Dataset section start
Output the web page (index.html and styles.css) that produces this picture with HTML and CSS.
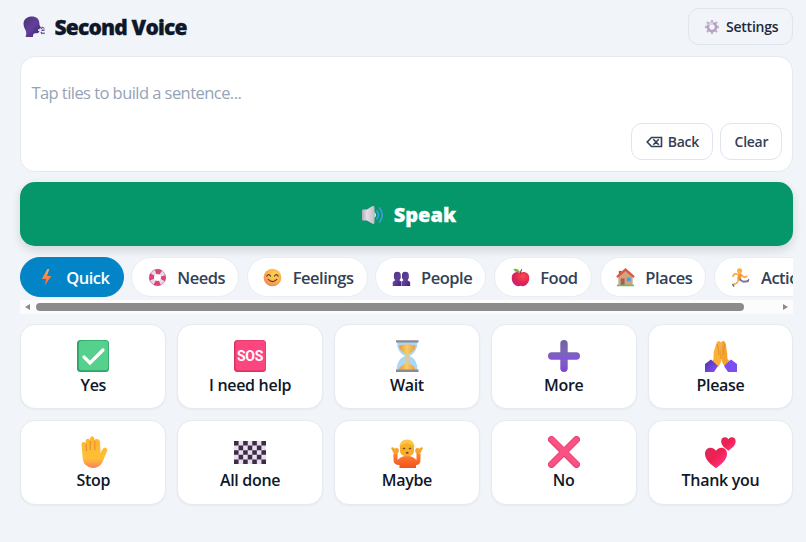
FILE: index.html
```html
<!DOCTYPE html>
<html lang="en">
<head>
  <meta charset="UTF-8">
  <meta name="viewport" content="width=device-width, initial-scale=1.0">
  <title>Second Voice</title>
  <link rel="stylesheet" href="styles.css">
</head>
<body>
  <svg width="0" height="0" class="defs">
    <defs>
      <linearGradient id="purple" x1="0" y1="0" x2="1" y2="1"><stop offset="0" stop-color="#493177"/><stop offset=".5" stop-color="#61409a"/><stop offset="1" stop-color="#3e2270"/></linearGradient>
      <linearGradient id="bolt" x1="0" y1="0" x2="0" y2="1"><stop offset="0" stop-color="#f9b052"/><stop offset="1" stop-color="#f15b45"/></linearGradient>
      <linearGradient id="cone" x1="0" y1="0" x2="1" y2="0"><stop offset="0" stop-color="#b5a9b9"/><stop offset=".4" stop-color="#e5dfe7"/><stop offset="1" stop-color="#c3bac7"/></linearGradient>
      <radialGradient id="face" cx=".6" cy=".35" r=".7"><stop offset="0" stop-color="#ffd44f"/><stop offset=".6" stop-color="#fbb04b"/><stop offset="1" stop-color="#ee7e57"/></radialGradient>
      <radialGradient id="apple" cx=".65" cy=".3" r=".8"><stop offset="0" stop-color="#fa4a53"/><stop offset=".6" stop-color="#de2450"/><stop offset="1" stop-color="#bc2487"/></radialGradient>
      <linearGradient id="plus" x1="0" y1="0" x2="0" y2="1"><stop offset="0" stop-color="#7060a2"/><stop offset=".5" stop-color="#8267c1"/><stop offset="1" stop-color="#7c48cb"/></linearGradient>
      <linearGradient id="plusBar" x1="0" y1="0" x2="0" y2="1"><stop offset="0" stop-color="#7668ae"/><stop offset="1" stop-color="#894fe0"/></linearGradient>
      <linearGradient id="hand" x1="0" y1="0" x2="0" y2="1"><stop offset="0" stop-color="#fdb52e"/><stop offset=".7" stop-color="#ffbf35"/><stop offset="1" stop-color="#f6825c"/></linearGradient>
      <linearGradient id="shirt" x1="0" y1="0" x2="0" y2="1"><stop offset="0" stop-color="#ff822d"/><stop offset="1" stop-color="#ef501f"/></linearGradient>
      <linearGradient id="heart" x1="0" y1="0" x2="1" y2="1"><stop offset="0" stop-color="#d9285d"/><stop offset=".45" stop-color="#f1204f"/><stop offset="1" stop-color="#fd3f9f"/></linearGradient>
      <linearGradient id="sand" x1="0" y1="0" x2="1" y2="0"><stop offset="0" stop-color="#e29a35"/><stop offset=".5" stop-color="#fbcb62"/><stop offset="1" stop-color="#dda04d"/></linearGradient>
      <linearGradient id="cuffL" x1="0" y1="0" x2="1" y2="1"><stop offset="0" stop-color="#4c31a8"/><stop offset="1" stop-color="#8b52ff"/></linearGradient>
      <path id="heartShape" d="M12 22C7 18 1 14 1 7.500C1 1 8.500-.5 12 4.500C15.500-.5 23 1 23 7.500C23 14 17 18 12 22z"/>
    </defs>
  </svg>

  <div class="app">
    <header class="header">
      <h1>
        <svg class="logo" viewBox="0 0 22 22"><path d="M8 .5C13 .2 16 2.500 16.300 6.500L16.500 9L18 11.800Q18 12.700 16.500 12.500L16.300 15.500Q16 17.500 12 17.300Q9.500 17.500 10 21H2.500Q4 17.500 2.500 14C-.8 9-.5 1.500 8 .5z" fill="url(#purple)"/><path d="M15 13.200h2.500v1.800H15z" fill="#e1ddf0"/><path d="M18 12.500l2-1.500M18.500 14.300h3M18 16l1.500 2M20.300 16.800l1.300.8M20.500 12.300l.8-.5" stroke="#65499a" stroke-width="1.500" fill="none"/></svg>
        <span>Second Voice</span>
      </h1>
      <button class="btn settings">
        <svg class="gear" viewBox="0 0 14 14"><g stroke="#bfb0cc" stroke-width="2.300"><path d="M7 0v14M0 7h14M2 2l10 10M12 2L2 12"/></g><circle cx="7" cy="7" r="4" fill="#f1f5f9" stroke="#b5a3c4" stroke-width="2.600"/><path d="M3.600 5A4 4 0 0 1 8 3.100" fill="none" stroke="#dcd3e4" stroke-width="2"/></svg>
        <span>Settings</span>
      </button>
    </header>

    <section class="sentence">
      <p class="placeholder">Tap tiles to build a sentence...</p>
      <div class="actions">
        <button class="btn back">
          <svg class="erase" viewBox="0 0 17 12"><path d="M5.500 1.500H15.500v9H5.500L1.200 6zM7.300 3.300l5.500 5.400M12.800 3.300l-5.500 5.400" fill="none" stroke="#334155" stroke-width="1.600"/></svg>
          <span>Back</span>
        </button>
        <button class="btn clear"><span>Clear</span></button>
      </div>
    </section>

    <button class="speak">
      <svg class="speaker" viewBox="0 0 23 20"><path d="M1 5.500Q1 4.500 2 4.500H6L11.500 1Q13.500.5 13.500 2.500V17.500Q13.500 19.500 11.500 18.800L6 15.500H2Q1 15.500 1 14.500z" fill="url(#cone)"/><path d="M13.500 7q3 3 0 6z" fill="#f1edf4"/><path d="M16 6q3 4 0 8M18.500 3q5.500 7 0 14" fill="none" stroke="#3b9dd5" stroke-width="1.700" stroke-linecap="round"/></svg>
      <span>Speak</span>
    </button>

    <nav class="categories">
      <div class="chips">
        <button class="chip quick active">
          <svg viewBox="0 0 20 20"><path d="M11 1L5 11.500h4.500L8 19l7-10.500h-4.500L13 1z" fill="url(#bolt)"/></svg><span>Quick</span>
        </button>
        <button class="chip needs">
          <svg viewBox="0 0 20 20"><circle cx="10" cy="10" r="6.200" fill="none" stroke="#e6d9ec" stroke-width="5"/><circle cx="10" cy="10" r="6.200" fill="none" stroke="#db4473" stroke-width="5" stroke-dasharray="5.700 4.040" stroke-dashoffset="2.850"/><circle cx="10" cy="10" r="8.600" fill="none" stroke="#c34c86" stroke-width=".6"/></svg><span>Needs</span>
        </button>
        <button class="chip feelings">
          <svg viewBox="0 0 20 20"><circle cx="10" cy="10" r="9.300" fill="url(#face)"/><path d="M4 8.500q2-3 4 0M12 8.500q2-3 4 0M5.500 12q4.500 4.500 9 0" fill="none" stroke="#613b32" stroke-width="1.200" stroke-linecap="round"/></svg><span>Feelings</span>
        </button>
        <button class="chip people">
          <svg viewBox="0 0 20 20"><g fill="url(#purple)"><path d="M2 7.500a3.600 3.600 0 0 1 7.200 0v3l-1.500 2.500 2 1.200V19H.8v-4.200L3.300 13 2 10.500z"/><path d="M10.500 7.500a3.600 3.600 0 0 1 7.200 0v3L16.400 13l2.700 1.800V19h-9v-4.800l2-1.200-1.600-2.500z"/></g></svg><span>People</span>
        </button>
        <button class="chip food">
          <svg viewBox="0 0 20 20"><path d="M10 5C14 3 19.200 5 19.200 10.500C19.200 16 15 20.500 10 18.800C5 20.500.8 16 .8 10.500C.8 5 6 3 10 5z" fill="url(#apple)"/><path d="M2.500 1Q8 0 9.500 4.500Q4 5 2.500 1z" fill="#6fba4a"/><path d="M10 6q0-3 1.500-4.500" stroke="#7b3c3c" stroke-width="1.200" fill="none"/></svg><span>Food</span>
        </button>
        <button class="chip places">
          <svg viewBox="0 0 20 20"><path d="M3 3h3v6H3z" fill="#a95848"/><path d="M2.500 8.500L10 2l7.500 6.500V18h-15z" fill="#d6a17c"/><path d="M1 9.500L10 1.700l9 7.800" fill="none" stroke="#d85b42" stroke-width="2.500"/><path d="M5 11h4v7H5z" fill="#9a6552"/><path d="M11.500 10h4v4h-4z" fill="#36a7e6"/><path d="M1 17.500h18v1.700H1z" fill="#65bd69"/></svg><span>Places</span>
        </button>
        <button class="chip actions-chip">
          <svg viewBox="0 0 20 20"><circle cx="9" cy="3" r="2.700" fill="#ffae43"/><g fill="none" stroke-linecap="round" stroke-linejoin="round"><path d="M8 7L4 6 2 8.500M11 7.500l3 2.300 2.500-1" stroke="#f8ad49" stroke-width="1.900"/><path d="M9.500 7.500L8.500 11" stroke="#f39836" stroke-width="4"/><path d="M9 12l4 2.500 4.500-.5" stroke="#8176a6" stroke-width="2"/><path d="M8 12.500L6 16l-4 1.500" stroke="#efb351" stroke-width="1.800"/><path d="M2 17.500l1 1.700M17.700 14l.8-1.700" stroke="#6d6394" stroke-width="1.500"/></g></svg><span>Actions</span>
        </button>
      </div>
      <div class="scrollbar">
        <i class="arrow left"></i>
        <div class="track"><div class="thumb"></div></div>
        <i class="arrow right"></i>
      </div>
    </nav>

    <main class="tiles">
      <button class="tile">
        <svg viewBox="0 0 32 32"><rect width="32" height="32" rx="3.500" fill="#2fa266"/><rect x="1.800" y=".8" width="29.500" height="29.500" rx="3" fill="#55d18d"/><path d="M7 17l6 6L26 10" fill="none" stroke="#fff" stroke-width="3.200" stroke-linecap="round"/></svg>
        <span>Yes</span>
      </button>
      <button class="tile">
        <svg viewBox="0 0 32 32"><rect width="32" height="32" rx="3.500" fill="#d7325f"/><rect x="1.500" y=".5" width="30" height="30" rx="3" fill="#fc467f"/><text x="16" y="20.800" class="sos" text-anchor="middle" textLength="26" lengthAdjust="spacingAndGlyphs">SOS</text></svg>
        <span>I need help</span>
      </button>
      <button class="tile">
        <svg viewBox="0 0 32 32"><path d="M6 2h20.500Q26.500 12 18.500 16Q26.500 19 26.500 30H5.500Q6 19 14 16Q6 12 6 2z" fill="#acd6f3"/><path d="M8 5.500Q16 3.500 24.500 5.500Q24.500 11 17.500 14v9.500Q23 25 24.500 29.500h-17Q10 25 15.300 23.500V14Q8 11 8 5.500z" fill="url(#sand)"/><path d="M5 .2h22.500v2.400H5zM5 29.600h22.500V32H5z" fill="#8d8991"/></svg>
        <span>Wait</span>
      </button>
      <button class="tile">
        <svg viewBox="0 0 32 32"><rect x="12.300" width="7.400" height="32" rx="3.700" fill="url(#plus)"/><rect y="12.300" width="32" height="7.400" rx="3.700" fill="url(#plusBar)"/></svg>
        <span>More</span>
      </button>
      <button class="tile">
        <svg viewBox="0 0 32 32"><path d="M15.500 2Q13-.5 11.500 3L8.700 12 8.500 19 6 23l7 4q3.500-4.500 3.300-8z" fill="#fcb034"/><path d="M16.500 2Q19-.5 20.500 3L22 12l.5 7 4 4-6 4Q16.500 23 16.300 18z" fill="#f6a22e"/><path d="M16 2v17M12 4q2 5 2 11M20 4q-2 5-2 11" fill="none" stroke="#d98630" stroke-width=".8"/><path d="M6 19.500L13 26l-4 6H0V24z" fill="url(#cuffL)"/><path d="M26 19.500l6 4.500v8h-9l-4-6z" fill="#7c4df0"/></svg>
        <span>Please</span>
      </button>
      <button class="tile">
        <svg viewBox="0 0 32 32"><path d="M4.500 8Q5.500 4.500 8.500 7V5Q10 1 13 4V2.500Q15-2 17.500 2.500V4Q21 1.500 23 5.500L23.500 17Q25.500 12 28 11.500Q31.500 12.500 30 15L25.500 26Q22.500 32 15.500 32Q7 31 5.800 23z" fill="url(#hand)"/><path d="M9 8l.5 7M13.300 5v9M17.800 5v9" stroke="#e08b32" stroke-width="1" fill="none"/></svg>
        <span>Stop</span>
      </button>
      <button class="tile">
        <svg viewBox="0 0 32 32"><rect y="5" width="32" height="23" fill="#eadff2"/><path d="M0 7.300h32M0 16.500h32M0 25.700h32" stroke="#3b2d43" stroke-width="4.600" stroke-dasharray="4.570"/><path d="M4.570 11.900H32M4.570 21.100H32" stroke="#3b2d43" stroke-width="4.600" stroke-dasharray="4.570"/></svg>
        <span>All done</span>
      </button>
      <button class="tile">
        <svg viewBox="0 0 32 32"><path d="M2.500 18h4v6Q11 19.500 16 20Q21 19.500 25.500 24v-6h4v6q0 5-4.500 5v3.500H8.500V29q-6 0-6-5z" fill="url(#shirt)"/><path d="M0 12Q2 10 4 13q1-2 3-.5Q9 14 6.500 18H3zM32 12q-2-2-4 1-1-2-3-.5-2 1.500.5 5.500H29z" fill="#f6a52c"/><path d="M9 11C9 1.500 23 1.500 23 11v4c0 7-14 7-14 0z" fill="#f9ae2b"/><path d="M8.500 11Q9 3.500 16 3.500T23.500 11q-3-3-7-3.500-5 0-8 3.500z" fill="#ffc640"/><path d="M12.500 12.500h1M18.500 12.500h1M15.500 17q.7-1.200 1.400 0" fill="none" stroke="#7c4628" stroke-width="1.500" stroke-linecap="round"/></svg>
        <span>Maybe</span>
      </button>
      <button class="tile">
        <svg viewBox="0 0 32 32"><path d="M3.500 3.500l25 25M28.500 3.500l-25 25" fill="none" stroke="#e53e70" stroke-width="7" stroke-linecap="round"/><path d="M3.800 3.200l24.800 25M28.500 3.500l-25 24.800" fill="none" stroke="#fa5282" stroke-width="5.300" stroke-linecap="round"/></svg>
        <span>No</span>
      </button>
      <button class="tile">
        <svg viewBox="0 0 32 32"><use href="#heartShape" transform="translate(-1 10.300) scale(1)" fill="url(#heart)"/><use href="#heartShape" transform="translate(15.500 .3) scale(.66)" fill="url(#heart)"/></svg>
        <span>Thank you</span>
      </button>
    </main>
  </div>
</body>
</html>
```
FILE: styles.css
```css
* {
  box-sizing: border-box;
}
body {
  margin: 0;
  height: 542px;
  overflow: hidden;
  background: #f1f5f9;
  color: #0f172a;
  font-family: "Open Sans", "Noto Sans", sans-serif;
}
button {
  font-family: inherit;
  color: inherit;
  padding: 0;
  cursor: pointer;
}
.defs {
  position: absolute;
}
.app {
  padding: 8px 12.6px 0 20.4px;
}
.header {
  display: flex;
  align-items: center;
  justify-content: space-between;
  height: 37px;
  margin-bottom: 10.5px;
}
h1 {
  display: flex;
  align-items: center;
  gap: 9px;
  margin: 0 0 0 3px;
  font-size: 21px;
  font-weight: 800;
  letter-spacing: -0.8px;
  -webkit-text-stroke: 0.3px #0f172a;
}
.logo {
  width: 22px;
  height: 22px;
}
.btn {
  display: flex;
  align-items: center;
  justify-content: center;
  height: 37px;
  border: 1px solid #dfe5ed;
  border-radius: 11px;
  background: #fff;
  color: #334155;
  font-size: 14px;
  font-weight: 600;
  letter-spacing: -0.25px;
}
.settings {
  width: 105.5px;
  gap: 7px;
  padding-left: 2px;
  background: #f1f5f9;
  color: #1e293b;
}
.gear {
  width: 14px;
  height: 14px;
}
.sentence {
  height: 116px;
  padding: 24px 10px 11px;
  background: #fff;
  border: 1px solid #e5eaf1;
  border-radius: 15px;
}
.placeholder {
  margin: 0;
  height: 42.5px;
  line-height: 24px;
  font-size: 16.5px;
  letter-spacing: -0.55px;
  color: #94a3b8;
}
.actions {
  display: flex;
  justify-content: flex-end;
  gap: 7px;
}
.back {
  width: 82px;
  gap: 5px;
}
.erase {
  width: 17px;
  height: 12px;
}
.clear {
  width: 62px;
}
.speak {
  display: flex;
  align-items: center;
  justify-content: center;
  gap: 10px;
  width: 100%;
  height: 64px;
  margin: 10.5px 0 11px;
  padding: 1px 0 0 3px;
  border: none;
  border-radius: 15px;
  background: #059669;
  box-shadow: 0 4px 10px rgba(15, 23, 42, 0.14);
  color: #fff;
  font-size: 20px;
  font-weight: 800;
  -webkit-text-stroke: 0.3px #fff;
}
.speaker {
  width: 23px;
  height: 20px;
}
.categories {
  overflow: hidden;
  height: 57px;
  margin-bottom: 10px;
}
.chips {
  display: flex;
  gap: 7.5px;
  height: 40px;
}
.chip {
  display: flex;
  flex: none;
  align-items: center;
  justify-content: center;
  gap: 10.5px;
  height: 40px;
  padding: 1px 0 0 2px;
  border: 1px solid #e9edf3;
  border-radius: 20px;
  background: #fff;
  color: #334155;
  font-size: 16.5px;
  font-weight: 600;
  letter-spacing: -0.5px;
}
.chip svg {
  width: 19px;
  height: 19px;
}
.chip span {
  line-height: 22px;
}
.chip.active {
  background: #0284c7;
  border-color: #0284c7;
  color: #fff;
}
.quick {
  width: 103.5px;
}
.needs {
  width: 108px;
}
.feelings {
  width: 121px;
}
.people {
  width: 111px;
}
.food {
  width: 98.5px;
}
.places {
  width: 106.5px;
}
.actions-chip {
  width: 118px;
}
.scrollbar {
  display: flex;
  align-items: center;
  height: 14px;
  margin-top: 3px;
  padding: 0 5px;
  background: #fcfcfc;
}
.track {
  flex: 1;
  padding: 0 39px 0 6px;
}
.thumb {
  height: 8px;
  border-radius: 4px;
  background: #8b8b8b;
}
.arrow {
  border: 3.5px solid transparent;
}
.arrow.left {
  border-left: none;
  border-right: 5px solid #8b8b8b;
}
.arrow.right {
  border-right: none;
  border-left: 5px solid #8b8b8b;
}
.tiles {
  display: grid;
  grid-template-columns: repeat(5, 1fr);
  gap: 11px;
}
.tile {
  display: flex;
  flex-direction: column;
  align-items: center;
  height: 85px;
  padding-top: 15px;
  border: 1px solid #e6ebf1;
  border-radius: 15px;
  background: #fff;
  box-shadow: 0 1px 2px rgba(15, 23, 42, 0.05);
  color: #0f172a;
  font-size: 16px;
  font-weight: 600;
  letter-spacing: -0.3px;
}
.tile svg {
  flex: none;
  width: 32px;
  height: 32px;
}
.tile > span {
  margin-top: 2px;
  line-height: 22px;
}
.tile:nth-child(n+6) > span {
  margin-top: 1px;
}
.sos {
  fill: #fff;
  font: 700 14px "Roboto", sans-serif;
}
```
Dataset section end
* _Exercise requirements_
Scan the listing above. Gather each line that contains the word "styles".

* _The solution_
Output the web page (index.html and styles.css) that produces this picture with HTML and CSS.
  <link rel="stylesheet" href="styles.css">
FILE: styles.css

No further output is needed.